• **Data block**:
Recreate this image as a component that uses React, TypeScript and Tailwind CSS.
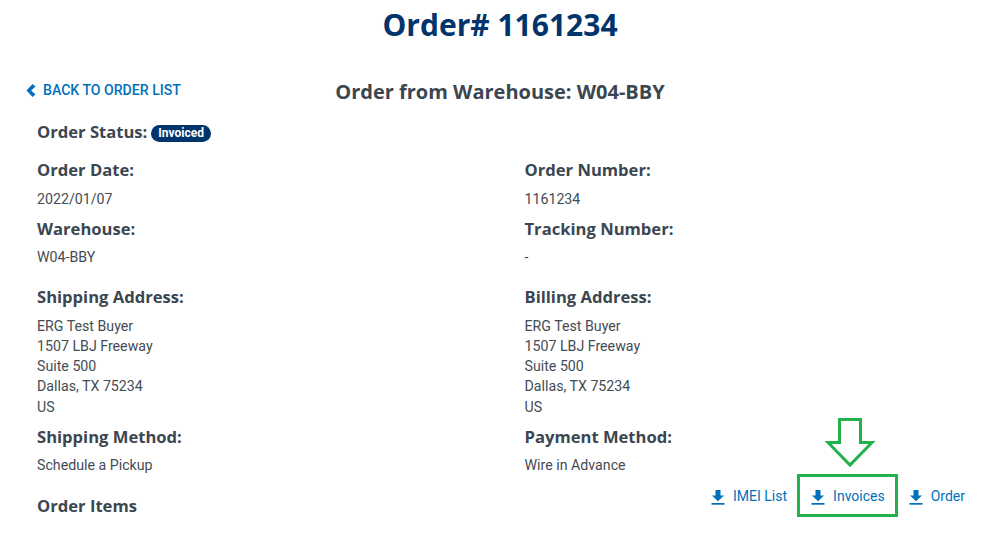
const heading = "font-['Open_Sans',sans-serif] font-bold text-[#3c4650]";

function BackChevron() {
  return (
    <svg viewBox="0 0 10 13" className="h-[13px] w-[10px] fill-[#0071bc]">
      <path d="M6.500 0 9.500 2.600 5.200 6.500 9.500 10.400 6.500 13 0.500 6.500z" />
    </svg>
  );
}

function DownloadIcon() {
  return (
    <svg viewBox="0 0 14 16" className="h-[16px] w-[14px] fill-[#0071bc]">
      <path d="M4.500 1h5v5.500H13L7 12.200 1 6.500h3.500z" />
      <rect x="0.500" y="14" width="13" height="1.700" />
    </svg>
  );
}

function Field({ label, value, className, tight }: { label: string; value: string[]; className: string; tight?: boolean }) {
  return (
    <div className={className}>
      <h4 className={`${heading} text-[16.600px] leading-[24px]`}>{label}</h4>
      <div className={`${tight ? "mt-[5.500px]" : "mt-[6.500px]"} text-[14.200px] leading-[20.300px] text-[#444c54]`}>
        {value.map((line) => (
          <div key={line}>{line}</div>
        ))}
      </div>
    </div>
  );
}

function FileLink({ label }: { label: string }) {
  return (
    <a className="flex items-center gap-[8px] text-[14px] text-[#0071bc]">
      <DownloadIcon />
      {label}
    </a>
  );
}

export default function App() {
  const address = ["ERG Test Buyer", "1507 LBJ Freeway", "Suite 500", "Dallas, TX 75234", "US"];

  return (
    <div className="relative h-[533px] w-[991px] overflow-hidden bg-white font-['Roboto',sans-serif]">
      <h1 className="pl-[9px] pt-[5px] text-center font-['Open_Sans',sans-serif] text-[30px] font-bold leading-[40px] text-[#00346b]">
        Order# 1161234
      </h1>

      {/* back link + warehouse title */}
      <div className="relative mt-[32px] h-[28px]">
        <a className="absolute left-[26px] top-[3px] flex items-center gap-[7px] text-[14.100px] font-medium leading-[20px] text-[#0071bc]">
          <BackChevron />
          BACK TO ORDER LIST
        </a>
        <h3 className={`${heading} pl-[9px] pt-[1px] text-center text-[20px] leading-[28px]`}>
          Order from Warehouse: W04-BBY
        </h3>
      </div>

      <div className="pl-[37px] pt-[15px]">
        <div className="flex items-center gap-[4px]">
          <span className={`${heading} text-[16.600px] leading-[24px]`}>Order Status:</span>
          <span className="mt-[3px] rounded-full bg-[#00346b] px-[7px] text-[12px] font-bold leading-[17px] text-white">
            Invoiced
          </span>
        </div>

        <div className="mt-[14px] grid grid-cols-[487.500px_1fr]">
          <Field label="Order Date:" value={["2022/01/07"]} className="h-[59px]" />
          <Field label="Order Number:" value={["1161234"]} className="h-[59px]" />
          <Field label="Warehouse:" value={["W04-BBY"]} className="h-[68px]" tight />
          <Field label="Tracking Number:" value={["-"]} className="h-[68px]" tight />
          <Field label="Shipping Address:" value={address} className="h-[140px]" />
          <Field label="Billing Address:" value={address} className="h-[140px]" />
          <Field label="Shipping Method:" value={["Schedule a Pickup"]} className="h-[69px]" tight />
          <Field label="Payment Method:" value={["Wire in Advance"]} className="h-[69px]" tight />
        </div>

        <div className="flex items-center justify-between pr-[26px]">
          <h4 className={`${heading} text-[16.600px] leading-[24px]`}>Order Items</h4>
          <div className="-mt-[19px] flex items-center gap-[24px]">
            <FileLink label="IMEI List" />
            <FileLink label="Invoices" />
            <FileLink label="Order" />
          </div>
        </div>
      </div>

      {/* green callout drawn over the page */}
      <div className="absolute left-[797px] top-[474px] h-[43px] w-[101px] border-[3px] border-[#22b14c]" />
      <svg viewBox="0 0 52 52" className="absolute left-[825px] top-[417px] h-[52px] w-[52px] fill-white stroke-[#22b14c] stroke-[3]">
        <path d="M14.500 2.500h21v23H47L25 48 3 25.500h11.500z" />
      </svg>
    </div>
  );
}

• **What to do**:
Reproduce the whole listing above word for word, but not its pictures.

• **Answer**:
Recreate this image as a component that uses React, TypeScript and Tailwind CSS.
const heading = "font-['Open_Sans',sans-serif] font-bold text-[#3c4650]";

function BackChevron() {
  return (
    <svg viewBox="0 0 10 13" className="h-[13px] w-[10px] fill-[#0071bc]">
      <path d="M6.500 0 9.500 2.600 5.200 6.500 9.500 10.400 6.500 13 0.500 6.500z" />
    </svg>
  );
}

function DownloadIcon() {
  return (
    <svg viewBox="0 0 14 16" className="h-[16px] w-[14px] fill-[#0071bc]">
      <path d="M4.500 1h5v5.500H13L7 12.200 1 6.500h3.500z" />
      <rect x="0.500" y="14" width="13" height="1.700" />
    </svg>
  );
}

function Field({ label, value, className, tight }: { label: string; value: string[]; className: string; tight?: boolean }) {
  return (
    <div className={className}>
      <h4 className={`${heading} text-[16.600px] leading-[24px]`}>{label}</h4>
      <div className={`${tight ? "mt-[5.500px]" : "mt-[6.500px]"} text-[14.200px] leading-[20.300px] text-[#444c54]`}>
        {value.map((line) => (
          <div key={line}>{line}</div>
        ))}
      </div>
    </div>
  );
}

function FileLink({ label }: { label: string }) {
  return (
    <a className="flex items-center gap-[8px] text-[14px] text-[#0071bc]">
      <DownloadIcon />
      {label}
    </a>
  );
}

export default function App() {
  const address = ["ERG Test Buyer", "1507 LBJ Freeway", "Suite 500", "Dallas, TX 75234", "US"];

  return (
    <div className="relative h-[533px] w-[991px] overflow-hidden bg-white font-['Roboto',sans-serif]">
      <h1 className="pl-[9px] pt-[5px] text-center font-['Open_Sans',sans-serif] text-[30px] font-bold leading-[40px] text-[#00346b]">
        Order# 1161234
      </h1>

      {/* back link + warehouse title */}
      <div className="relative mt-[32px] h-[28px]">
        <a className="absolute left-[26px] top-[3px] flex items-center gap-[7px] text-[14.100px] font-medium leading-[20px] text-[#0071bc]">
          <BackChevron />
          BACK TO ORDER LIST
        </a>
        <h3 className={`${heading} pl-[9px] pt-[1px] text-center text-[20px] leading-[28px]`}>
          Order from Warehouse: W04-BBY
        </h3>
      </div>

      <div className="pl-[37px] pt-[15px]">
        <div className="flex items-center gap-[4px]">
          <span className={`${heading} text-[16.600px] leading-[24px]`}>Order Status:</span>
          <span className="mt-[3px] rounded-full bg-[#00346b] px-[7px] text-[12px] font-bold leading-[17px] text-white">
            Invoiced
          </span>
        </div>

        <div className="mt-[14px] grid grid-cols-[487.500px_1fr]">
          <Field label="Order Date:" value={["2022/01/07"]} className="h-[59px]" />
          <Field label="Order Number:" value={["1161234"]} className="h-[59px]" />
          <Field label="Warehouse:" value={["W04-BBY"]} className="h-[68px]" tight />
          <Field label="Tracking Number:" value={["-"]} className="h-[68px]" tight />
          <Field label="Shipping Address:" value={address} className="h-[140px]" />
          <Field label="Billing Address:" value={address} className="h-[140px]" />
          <Field label="Shipping Method:" value={["Schedule a Pickup"]} className="h-[69px]" tight />
          <Field label="Payment Method:" value={["Wire in Advance"]} className="h-[69px]" tight />
        </div>

        <div className="flex items-center justify-between pr-[26px]">
          <h4 className={`${heading} text-[16.600px] leading-[24px]`}>Order Items</h4>
          <div className="-mt-[19px] flex items-center gap-[24px]">
            <FileLink label="IMEI List" />
            <FileLink label="Invoices" />
            <FileLink label="Order" />
          </div>
        </div>
      </div>

      {/* green callout drawn over the page */}
      <div className="absolute left-[797px] top-[474px] h-[43px] w-[101px] border-[3px] border-[#22b14c]" />
      <svg viewBox="0 0 52 52" className="absolute left-[825px] top-[417px] h-[52px] w-[52px] fill-white stroke-[#22b14c] stroke-[3]">
        <path d="M14.500 2.500h21v23H47L25 48 3 25.500h11.500z" />
      </svg>
    </div>
  );
}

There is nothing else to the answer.